## TO DO
Leave out the pictures and transcribe everything else exactly.

## STORED ROWS

■ ■ ■

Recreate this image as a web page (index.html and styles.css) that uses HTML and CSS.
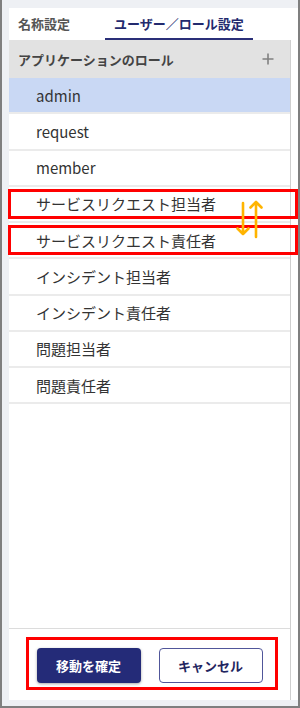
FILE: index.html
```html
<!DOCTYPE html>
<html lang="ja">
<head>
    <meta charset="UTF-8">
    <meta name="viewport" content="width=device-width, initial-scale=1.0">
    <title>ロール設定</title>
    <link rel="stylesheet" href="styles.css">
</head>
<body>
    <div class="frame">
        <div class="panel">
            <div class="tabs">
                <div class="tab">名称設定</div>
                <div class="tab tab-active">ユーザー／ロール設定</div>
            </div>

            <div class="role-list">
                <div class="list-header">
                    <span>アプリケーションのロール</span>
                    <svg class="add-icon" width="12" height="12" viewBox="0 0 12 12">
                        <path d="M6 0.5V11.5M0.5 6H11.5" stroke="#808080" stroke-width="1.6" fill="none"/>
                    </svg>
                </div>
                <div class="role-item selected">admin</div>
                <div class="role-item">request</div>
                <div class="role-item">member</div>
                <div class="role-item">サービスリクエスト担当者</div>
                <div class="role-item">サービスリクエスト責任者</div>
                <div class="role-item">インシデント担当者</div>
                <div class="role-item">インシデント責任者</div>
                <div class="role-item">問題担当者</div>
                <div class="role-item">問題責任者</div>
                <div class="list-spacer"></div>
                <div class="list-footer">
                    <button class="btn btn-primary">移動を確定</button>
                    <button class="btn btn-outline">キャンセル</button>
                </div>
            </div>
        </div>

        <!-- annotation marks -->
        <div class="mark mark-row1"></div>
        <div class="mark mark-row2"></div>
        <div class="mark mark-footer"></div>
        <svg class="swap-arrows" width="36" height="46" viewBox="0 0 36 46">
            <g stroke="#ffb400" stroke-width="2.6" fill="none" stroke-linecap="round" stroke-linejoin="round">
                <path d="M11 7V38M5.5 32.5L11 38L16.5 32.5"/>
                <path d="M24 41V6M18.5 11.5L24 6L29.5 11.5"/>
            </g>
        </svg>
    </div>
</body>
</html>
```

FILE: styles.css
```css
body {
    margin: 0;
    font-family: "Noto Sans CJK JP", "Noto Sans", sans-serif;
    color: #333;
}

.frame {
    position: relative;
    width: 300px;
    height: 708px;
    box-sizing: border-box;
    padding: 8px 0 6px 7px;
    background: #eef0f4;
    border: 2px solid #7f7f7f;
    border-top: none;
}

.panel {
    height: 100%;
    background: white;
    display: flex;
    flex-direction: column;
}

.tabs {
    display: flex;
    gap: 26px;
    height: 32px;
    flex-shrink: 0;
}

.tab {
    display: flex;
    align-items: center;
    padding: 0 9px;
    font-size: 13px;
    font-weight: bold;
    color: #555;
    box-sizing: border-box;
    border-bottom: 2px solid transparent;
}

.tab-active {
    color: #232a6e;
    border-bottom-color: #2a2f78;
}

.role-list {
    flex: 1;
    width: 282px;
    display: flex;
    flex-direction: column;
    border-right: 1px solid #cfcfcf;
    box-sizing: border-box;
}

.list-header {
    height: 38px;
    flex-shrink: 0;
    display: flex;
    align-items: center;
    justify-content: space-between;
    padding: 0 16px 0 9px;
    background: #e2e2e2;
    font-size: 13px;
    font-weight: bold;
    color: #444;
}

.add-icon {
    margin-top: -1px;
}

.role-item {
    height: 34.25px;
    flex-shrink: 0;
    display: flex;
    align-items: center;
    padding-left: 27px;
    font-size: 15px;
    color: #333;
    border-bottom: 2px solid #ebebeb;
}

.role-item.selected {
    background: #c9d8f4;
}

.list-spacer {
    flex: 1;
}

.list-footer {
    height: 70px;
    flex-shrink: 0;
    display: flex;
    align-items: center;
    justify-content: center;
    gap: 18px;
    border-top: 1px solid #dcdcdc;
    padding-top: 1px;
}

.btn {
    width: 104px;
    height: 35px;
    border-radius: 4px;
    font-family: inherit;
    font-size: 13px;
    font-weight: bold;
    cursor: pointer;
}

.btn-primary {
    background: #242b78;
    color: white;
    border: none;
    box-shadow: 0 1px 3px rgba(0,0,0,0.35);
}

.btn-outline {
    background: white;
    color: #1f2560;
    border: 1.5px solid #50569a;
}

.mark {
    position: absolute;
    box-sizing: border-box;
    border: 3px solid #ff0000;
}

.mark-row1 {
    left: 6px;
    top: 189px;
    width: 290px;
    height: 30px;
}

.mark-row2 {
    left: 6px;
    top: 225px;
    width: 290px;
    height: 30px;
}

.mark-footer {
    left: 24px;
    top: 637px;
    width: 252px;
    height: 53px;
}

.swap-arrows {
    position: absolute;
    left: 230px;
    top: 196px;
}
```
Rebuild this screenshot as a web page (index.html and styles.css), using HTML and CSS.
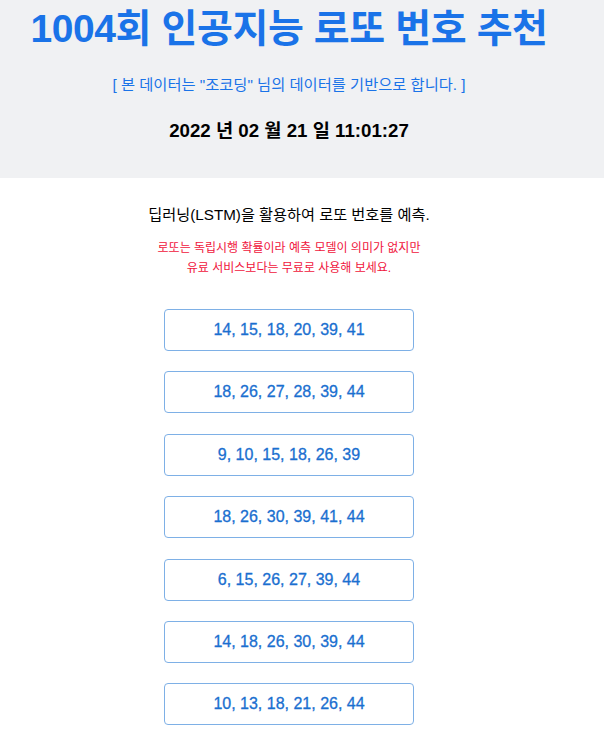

■ ■ ■

## RESULT FOR THIS TASK
Recreate this image as a web page (index.html and styles.css) that uses HTML and CSS.
FILE: index.html
```html
<!DOCTYPE html>
<html lang="ja">
<head>
    <meta charset="UTF-8">
    <meta name="viewport" content="width=device-width, initial-scale=1.0">
    <title>ロール設定</title>
    <link rel="stylesheet" href="styles.css">
</head>
<body>
    <div class="frame">
        <div class="panel">
            <div class="tabs">
                <div class="tab">名称設定</div>
                <div class="tab tab-active">ユーザー／ロール設定</div>
            </div>

            <div class="role-list">
                <div class="list-header">
                    <span>アプリケーションのロール</span>
                    <svg class="add-icon" width="12" height="12" viewBox="0 0 12 12">
                        <path d="M6 0.5V11.5M0.5 6H11.5" stroke="#808080" stroke-width="1.6" fill="none"/>
                    </svg>
                </div>
                <div class="role-item selected">admin</div>
                <div class="role-item">request</div>
                <div class="role-item">member</div>
                <div class="role-item">サービスリクエスト担当者</div>
                <div class="role-item">サービスリクエスト責任者</div>
                <div class="role-item">インシデント担当者</div>
                <div class="role-item">インシデント責任者</div>
                <div class="role-item">問題担当者</div>
                <div class="role-item">問題責任者</div>
                <div class="list-spacer"></div>
                <div class="list-footer">
                    <button class="btn btn-primary">移動を確定</button>
                    <button class="btn btn-outline">キャンセル</button>
                </div>
            </div>
        </div>

        <!-- annotation marks -->
        <div class="mark mark-row1"></div>
        <div class="mark mark-row2"></div>
        <div class="mark mark-footer"></div>
        <svg class="swap-arrows" width="36" height="46" viewBox="0 0 36 46">
            <g stroke="#ffb400" stroke-width="2.6" fill="none" stroke-linecap="round" stroke-linejoin="round">
                <path d="M11 7V38M5.5 32.5L11 38L16.5 32.5"/>
                <path d="M24 41V6M18.5 11.5L24 6L29.5 11.5"/>
            </g>
        </svg>
    </div>
</body>
</html>
```

FILE: styles.css
```css
body {
    margin: 0;
    font-family: "Noto Sans CJK JP", "Noto Sans", sans-serif;
    color: #333;
}

.frame {
    position: relative;
    width: 300px;
    height: 708px;
    box-sizing: border-box;
    padding: 8px 0 6px 7px;
    background: #eef0f4;
    border: 2px solid #7f7f7f;
    border-top: none;
}

.panel {
    height: 100%;
    background: white;
    display: flex;
    flex-direction: column;
}

.tabs {
    display: flex;
    gap: 26px;
    height: 32px;
    flex-shrink: 0;
}

.tab {
    display: flex;
    align-items: center;
    padding: 0 9px;
    font-size: 13px;
    font-weight: bold;
    color: #555;
    box-sizing: border-box;
    border-bottom: 2px solid transparent;
}

.tab-active {
    color: #232a6e;
    border-bottom-color: #2a2f78;
}

.role-list {
    flex: 1;
    width: 282px;
    display: flex;
    flex-direction: column;
    border-right: 1px solid #cfcfcf;
    box-sizing: border-box;
}

.list-header {
    height: 38px;
    flex-shrink: 0;
    display: flex;
    align-items: center;
    justify-content: space-between;
    padding: 0 16px 0 9px;
    background: #e2e2e2;
    font-size: 13px;
    font-weight: bold;
    color: #444;
}

.add-icon {
    margin-top: -1px;
}

.role-item {
    height: 34.25px;
    flex-shrink: 0;
    display: flex;
    align-items: center;
    padding-left: 27px;
    font-size: 15px;
    color: #333;
    border-bottom: 2px solid #ebebeb;
}

.role-item.selected {
    background: #c9d8f4;
}

.list-spacer {
    flex: 1;
}

.list-footer {
    height: 70px;
    flex-shrink: 0;
    display: flex;
    align-items: center;
    justify-content: center;
    gap: 18px;
    border-top: 1px solid #dcdcdc;
    padding-top: 1px;
}

.btn {
    width: 104px;
    height: 35px;
    border-radius: 4px;
    font-family: inherit;
    font-size: 13px;
    font-weight: bold;
    cursor: pointer;
}

.btn-primary {
    background: #242b78;
    color: white;
    border: none;
    box-shadow: 0 1px 3px rgba(0,0,0,0.35);
}

.btn-outline {
    background: white;
    color: #1f2560;
    border: 1.5px solid #50569a;
}

.mark {
    position: absolute;
    box-sizing: border-box;
    border: 3px solid #ff0000;
}

.mark-row1 {
    left: 6px;
    top: 189px;
    width: 290px;
    height: 30px;
}

.mark-row2 {
    left: 6px;
    top: 225px;
    width: 290px;
    height: 30px;
}

.mark-footer {
    left: 24px;
    top: 637px;
    width: 252px;
    height: 53px;
}

.swap-arrows {
    position: absolute;
    left: 230px;
    top: 196px;
}
```
Rebuild this screenshot as a web page (index.html and styles.css), using HTML and CSS.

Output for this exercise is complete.